В 1966 году Штейнберг пережил второй кризис: смерть жены Софьи Владимировны5. После этого, чтобы приблизиться к ушедшей, он решил пройти через “новый опыт” — “существования между жизнью и смертью”. “Коротко и ясно: ощущаю реально, как это перо в моей руке, что я нахожусь на границе между жизнью и смертью, что хотя жизнь еще не совсем кончилась, но смерть уже началась — „смерть после жизни”…” (Дневник, 25.XII.1967). Традиция иудаизма, согласно кото­рой предстоящая смерть требует от человека серьезного отношения и подготовки к ней, переплетенная с европейской и русской традицией покаяния, была внутренним фоном; поверх него работала личная интенция. Штейнберг заботится о форме, в которой может быть выражено такое состояние. “Мне легче всего выразить это по-русски6. Хоть, когда я об этом думаю по ночам, я слышу разные языки и особенно часто библейский. Первая задача, значит, описать, как это ощущается, что жизнь кончилась и продолжается внутри, как живая смерть”.

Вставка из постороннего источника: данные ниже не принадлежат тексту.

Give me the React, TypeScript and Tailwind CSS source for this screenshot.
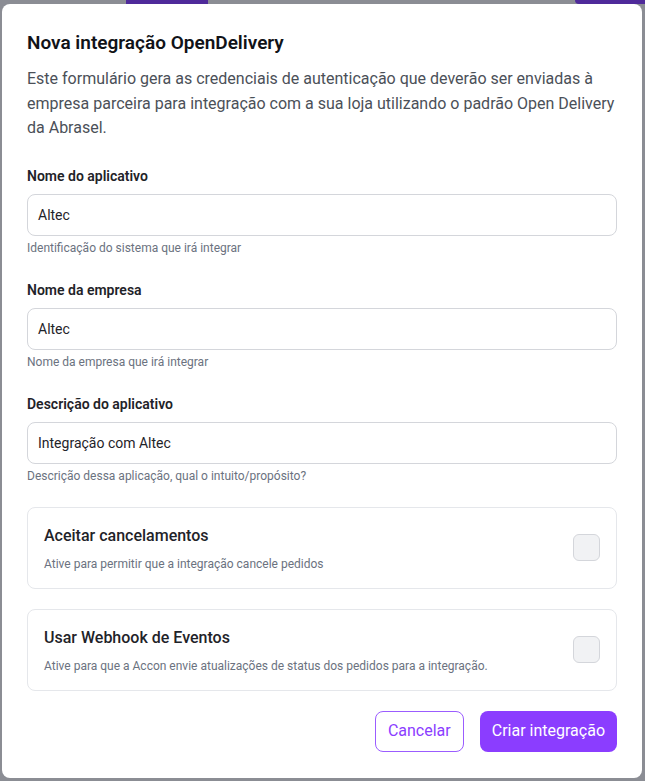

В мае — июне 1968 года в дневнике появился такой опыт исповеди. Этюд никак не выделен и не назван (на последней странице блокнота в списке входящих в него вещей он назван “Грехопадением”), хотя это — цельное произведение из трех частей. Начало — бытовая ситуация: бессонная ночь, размышление над систематизацией грехов вообще, чтобы не сваливать “все грехи в кучу и бить себя грешного в грудь, не различая разновидностей и даже разрядов греховности”7. Настоящая исповедь начинается над листом бумаги.